Consider now the effect of technical change in Britain. I assume that there is no technical change outside of Britain, that is, no change in labor productivity in the foreign country. Alternatively, one could say that the Industrial Revolution did not spread outside Britain in the first half of the nineteenth century. This is roughly correct--at least for continental Europe--and it connects the model to the estimates of productivity change reported in Table 1.23

There are two cases. If the technical change is general, that is, it reduces ai for all i, then it increases a*i/ai, for all i. Curve A in Figure 1 shifts upward, increasing the range of goods exported by Britain at the same relative wage. This is shown as A' in Figure I. The point dividing imports and exports on curve A, now A', moves to the right. This increase in the range of goods produced in Britain increases the demand for labor in Britain and reduces the demand for labor in the foreign country. British wages consequently rise relative to wages in the foreign country. A new equilibrium is reached where curve B intersects the new A 'curve, at x1. At the new equilibrium, Britain is exporting goods that had previously been nontraded or imported.

If, by contrast, technical change is restricted to a few goods, the picture is more complicated. The simplest case is when productivity change is confined to a good already exported by Britain. Assume, for example, that advances in the British cotton textile industries caused people to shift demand from other goods to British textiles.24 Then the B curve shifts up and to the left because trade balance at any w/w* is achieved with the export of fewer British goods. The new curve is shown as B' in Figure I; the new equilibrium is to the left of the original point on curve A, at x2.

A more complex case is when the change in productivity changes the order of goods along curve A, moving a good from, say, the imported range to the exported. This change forces us to renumber all the other goods, giving them all higher numbers. For those goods close to the intersection of A and B, this change in the order could move them out of the range of exports into the range of imports (or nontraded goods). In terms of the goods themselves, the equilibrium has moved to the left as in Figure I.

Conversely, if a British sector has negative technical change--that is, if it stagnates while the rest of the economy progresses--then it will move to the right in the array. Depending on its starting point and the extent of its technical lag, it could cross the dividing line in Figure I and change from export to nontraded or import.
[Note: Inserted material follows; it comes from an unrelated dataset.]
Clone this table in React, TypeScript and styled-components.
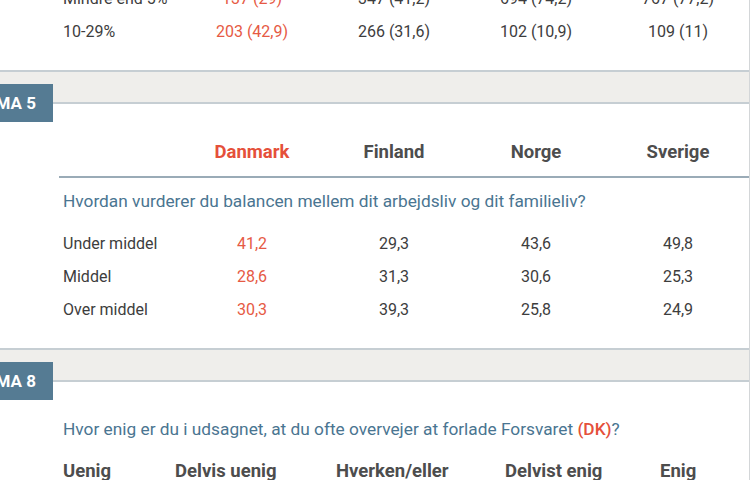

This case describes the Crafts and Harley conclusion shown in the last column of Table 1. The rate of productivity change in other manufacturing was not only slower than in modern industries but also than in agriculture. If we assume that productivity was rising in other countries, then the absence of productivity change for 80 years shown in the final column of Table I surely would have eroded whatever comparative advantage Britain might have had in these goods.

All of the subcases of restricted technical change move in the same direction. Britain exports fewer nontextile goods than before, although the representation in Figure I is too simple to describe all of the subcases. It follows that if there were more than one of these developments under way, the effects would cumulate. Rapid advances in British textiles and no productivity change in other manufacturing then are two separate causes for the number of British exported goods to fall.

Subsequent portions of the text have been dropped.